In an exclusive interview with Cancer Network, Jennifer M. Perkins, MD, MBA, Associate Professor of Medicine, Division of Endocrinology, Diabetes, and Metabolism, Duke University, Durham, reflected on the disease. “Anaplastic thyroid cancer is such a devastating disease that is almost uniformly fatal that anything we can discover in terms of targeted therapies may be moving towards a clinical implication that could have an impact on this population. It’s also helpful to know how it differs by age of presentation and by the difference in mutations with traditional differentiated thyroid cancer,” she said.
In the current study, researchers performed comprehensive genomic profiling on 90 ATC specimens with identified base substitutions, short insertions and deletions, amplifications, copy number alterations, and genomic rearrangements in as many as 315 cancer-related genes and 28 genes commonly rearranged in cancer.
The median patient age was 65 years (range, 33-86 years, 50 men). Per each case, there was a mean of 4.2 genomic alterations (range, 1-11), including the following: TP53 (66%), BRAF (34%), TERT (32%), CDKN2A (32%), and NRAS (26%). Notably, BRAF V600E and NRAS/HRAS/KRAS alterations were not found in the same patients. When broken down by age, BRAF, CDKN2A, PIK3CA, and JAK2 were more common in those >70 years of age; whereas, myc, PTEN, and NRAS were more frequent in those ≤50 years.
Previous research has demonstrated that akin to DTC, many cases of ATC demonstrate BRAF and RAS abnormalities; however, a pathognomonic ATC genomic marker has yet to be elucidated. The current study centered on 90 ATC patient samples from the FoundationOne platform, which documented genetic abnormalities in 583 DTC cases and 196 ATC cases. Novel aspects of the current study include a focus on patient-age variation, as well as a closer look at mutations of therapeutic importance.
“There may be distinct pathways to the development of ATC in older vs younger patients.

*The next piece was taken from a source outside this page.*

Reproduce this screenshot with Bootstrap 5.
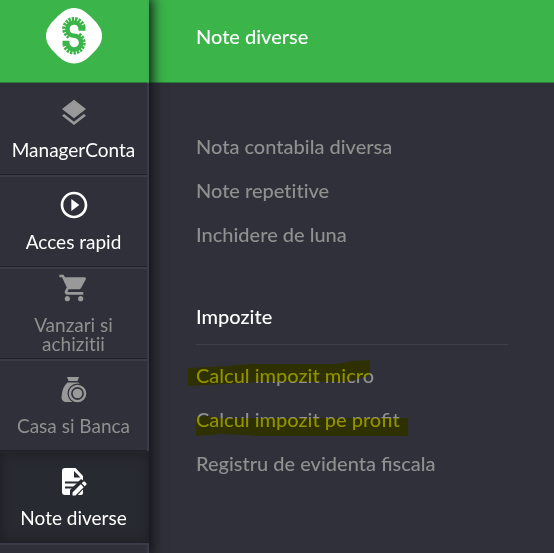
<!DOCTYPE html>
<html lang="ro">
<head>
<meta charset="utf-8">
<meta name="viewport" content="width=device-width, initial-scale=1">
<title>Note diverse</title>
<link href="https://cdn.jsdelivr.net/npm/bootstrap@5.3.0/dist/css/bootstrap.min.css" rel="stylesheet">
<style>
  body { font-family: Lato, "Liberation Sans", sans-serif; font-size: 20px; line-height: 24px; background: #2f3039; color: #909090; font-variant-ligatures: none; }
  .side { width: 149px; background: #2f3039; border-right: 2px solid #393b46; box-shadow: 0 0 12px 3px #101116; z-index: 2; }
  .brand, .topbar { height: 83px; background: #3bb54a; border-bottom: 1px solid #2c7a3c; }
  .brand { margin-right: -2px; border-right: 2px solid #45a955; padding-top: 8px; }
  .tile { height: 92px; padding: 12px 4px 0; font-size: 19px; line-height: 19px; color: #909090; border-top: 2px solid #393b46; border-bottom: 1px solid #202128; }
  .tile:first-child { border-top-color: #2f3039; }
  .tile-label { margin-top: 11px; }
  .tile-two { padding-top: 3px; }
  .tile-row { display: block; }
  .tile.lit, .tile.active { color: #fff; }
  .tile.active { background: #282a31; border-top-color: #24252b; margin-right: -2px; padding-right: 6px; box-shadow: inset 0 0 12px #1d1e23; }
  .topbar, .inner { padding-left: 47px; padding-right: 46px; font-weight: 500; }
  .topbar { padding-bottom: 10px; }
  .inner { padding-top: 41px; }
  .entry { color: #909090; line-height: 44px; }
  .joined { font-variant-ligatures: normal; }
  .group-title { font-size: 20px; line-height: 24px; font-weight: 500; margin-top: 48px; padding-bottom: 16px; border-bottom: 1px solid #3d3e4b; }
  .marker { left: -8px; top: 0; mix-blend-mode: multiply; pointer-events: none; }
</style>
<script src="https://cdn.jsdelivr.net/npm/bootstrap@5.3.0/dist/js/bootstrap.bundle.min.js"></script>
</head>
<body>
<div class="d-flex min-vh-100 vh-100 overflow-hidden">
  <nav class="side flex-shrink-0 position-relative" aria-label="Meniu principal">
    <a href="#" class="brand d-flex justify-content-center align-items-start" aria-label="Acasa">
      <svg width="56" height="56" viewBox="0 0 56 56" fill="none">
        <path d="M28 0C35 0 40 4 46 10C52 16 56 21 56 28C56 35 52 40 46 46C40 52 35 55.500 28 55.500C21 55.500 16 52 10 46C4 40 0 35 0 28C0 21 4 16 10 10C16 4 21 0 28 0Z" fill="#fff"/>
        <g stroke="#3bb54a">
          <path d="M39.500 20.500H34.600A6.600 6.600 0 1 0 28 27.800A6.900 6.900 0 1 1 21.300 35H16.500" stroke-width="4.500"/>
          <path d="M37.500 19A9.700 9.700 0 1 0 23 29" stroke-width="4" stroke-dasharray="2.300 1"/>
          <path d="M33 26.500A9.700 9.700 0 1 1 18.500 37" stroke-width="4" stroke-dasharray="2.300 1"/>
        </g>
      </svg>
    </a>
    <div class="d-flex flex-column text-center">
      <a href="#" class="tile lit d-flex flex-column align-items-center text-decoration-none">
        <svg width="32" height="32" viewBox="0 0 24 24" fill="#999"><path d="M11.990 18.540 4.620 12.810 3 14.070l9 7 9-7-1.630-1.270-7.380 5.740zM12 16l7.360-5.730L21 9l-9-7-9 7 1.630 1.270L12 16z"/></svg>
        <span class="tile-label">ManagerConta</span>
      </a>
      <a href="#" class="tile lit d-flex flex-column align-items-center text-decoration-none">
        <svg width="32" height="32" viewBox="0 0 24 24" fill="#fff"><path d="M10 16.500l6-4.500-6-4.500v9zM12 2C6.480 2 2 6.480 2 12s4.480 10 10 10 10-4.480 10-10S17.520 2 12 2zm0 18c-4.410 0-8-3.590-8-8s3.590-8 8-8 8 3.590 8 8-3.590 8-8 8z"/></svg>
        <span class="tile-label">Acces rapid</span>
      </a>
      <a href="#" class="tile tile-two d-flex flex-column align-items-center text-decoration-none">
        <svg width="32" height="32" viewBox="0 0 24 24" fill="#999"><path d="M7 18c-1.100 0-1.990.900-1.990 2S5.900 22 7 22s2-.900 2-2-.900-2-2-2zM1 2v2h2l3.600 7.590-1.350 2.450c-.160.280-.250.610-.250.960 0 1.100.900 2 2 2h12v-2H7.420c-.140 0-.250-.110-.250-.250l.030-.120.900-1.630h7.450c.750 0 1.410-.410 1.750-1.030l3.580-6.490A1 1 0 0 0 20 4H5.210l-.940-2H1zm16 16c-1.100 0-1.990.900-1.990 2s.890 2 1.990 2 2-.900 2-2-.900-2-2-2z"/></svg>
        <span class="tile-label"><span class="tile-row">Vanzari si</span> <span class="tile-row">achizitii</span></span>
      </a>
      <a href="#" class="tile d-flex flex-column align-items-center text-decoration-none">
        <svg width="32" height="32" viewBox="0 0 32 32">
          <path d="M9 4H21L19.500 8H10.500ZM9.500 9.500H20.500L24 14V29H7Q3.500 28 3.500 24Q4 14 9.500 9.500Z" fill="#999"/>
          <circle cx="19.500" cy="20.500" r="10" fill="#2f3039"/>
          <circle cx="19.500" cy="20.500" r="7.600" fill="#2f3039" stroke="#999" stroke-width="2.400"/>
          <circle cx="19.500" cy="20.500" r="4.800" fill="#999"/>
        </svg>
        <span class="tile-label">Casa si Banca</span>
      </a>
      <a href="#" class="tile active d-flex flex-column align-items-center text-decoration-none" aria-current="page">
        <svg width="32" height="32" viewBox="0 0 32 32">
          <path d="M7 3H17.500L25 11V28Q25 30 23 30H7Q4 30 4 27V6Q4 3 7 3Z" fill="#fff"/>
          <path d="M16 6V12.500H22.500ZM7 16.500H21V18.500H7ZM7 21.500H17V23.500H7Z" fill="#282a31"/>
          <path d="M12 31V25L23 14L30 19L18 32Z" fill="#282a31"/>
          <path d="M14.500 27.500L22.700 19.300L25.700 22.300L17.500 30.500H14.500ZM23.700 18.300L25.300 16.700Q26 16 26.800 16.700L28.300 18.200Q29 19 28.300 19.700L26.700 21.300Z" fill="#fff"/>
        </svg>
        <span class="tile-label">Note diverse</span>
      </a>
      <div class="tile"></div>
    </div>
  </nav>

  <main class="flex-grow-1">
    <header class="topbar d-flex align-items-center text-white">Note diverse</header>
    <div class="inner">
      <ul class="list-unstyled mb-0">
        <li><a href="#" class="entry d-block text-decoration-none">Nota contabila diversa</a></li>
        <li><a href="#" class="entry d-block text-decoration-none">Note repetitive</a></li>
        <li><a href="#" class="entry d-block text-decoration-none">Inchidere de luna</a></li>
      </ul>
      <h2 class="group-title text-white mb-2">Impozite</h2>
      <ul class="list-unstyled mb-0">
        <li class="position-relative"><a href="#" class="entry d-block text-decoration-none">Calcul impozit micro</a>
          <svg class="marker position-absolute" width="224" height="44" fill="#ff0" aria-hidden="true"><path d="M0 15L39 13L62 11H150L164 8L182 7V23L157 29H68L36 31L0 33Z"/></svg></li>
        <li class="position-relative"><a href="#" class="entry joined d-block text-decoration-none">Calcul impozit pe profit</a>
          <svg class="marker position-absolute" width="224" height="44" fill="#ff0" aria-hidden="true"><path d="M8 20L18 19L32 21H220V39H67L58 38L34 37L8 39Z"/></svg></li>
        <li><a href="#" class="entry joined d-block text-decoration-none">Registru de evidenta fiscala</a></li>
      </ul>
    </div>
  </main>
</div>
</body>
</html>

ATC in older individuals may represent cancer that arises or transforms from long-standing BRAF-mutated DTC that then dedifferentiated, whereas in younger patients there may have been de novo development of ATC without the concurrent presence of DTC with its high rates of BRAF mutation,” wrote the study authors.
Dr. Perkins pointed to strengths of the study. “I think parsing it out by age in what mutations were most common is helpful. It also raises awareness about getting genomic profiling in patients with these aggressive, unfortunate cancers because now it may impact therapeutic choices. We have a BRAF and MEK inhibitor that are approved so knowing the genetic profile of ATC could change the path of treatment,” she said.
“This study elaborates on potential targeted therapy for patients with ATC. Some of these agents have been in trials while others approved. Some of the genomic profiling findings in this study are not new. Some of the rarer things they found in their cohort are not very prevalent mutations, so we will have to see how much clinical impact that will have in future studies,” she continued.
Dr. Perkins encouraged other clinicians to consider the findings of this study closely. “It’s really important for people who are not at large academic centers to be evaluating the literature. Because if you are out in the community and don’t have access to clinical trials or genomic profiling for these patients, if possible, the patients should be seen at centers of excellence because there’s potentially more options for care such as targeted therapy and/or clinical trials.”
Looking forward, the current findings need validation of genomic analysis in a higher-powered study using whole genome or exome techniques to add to the targeted panel approach utilized in the current study, according to the authors. Furthermore, future clinical trials could identify patients with genomic alterations with worse prognosis thus resulting in escalated treatments. Conversely, patients with better prognosis could have treatments scaled back.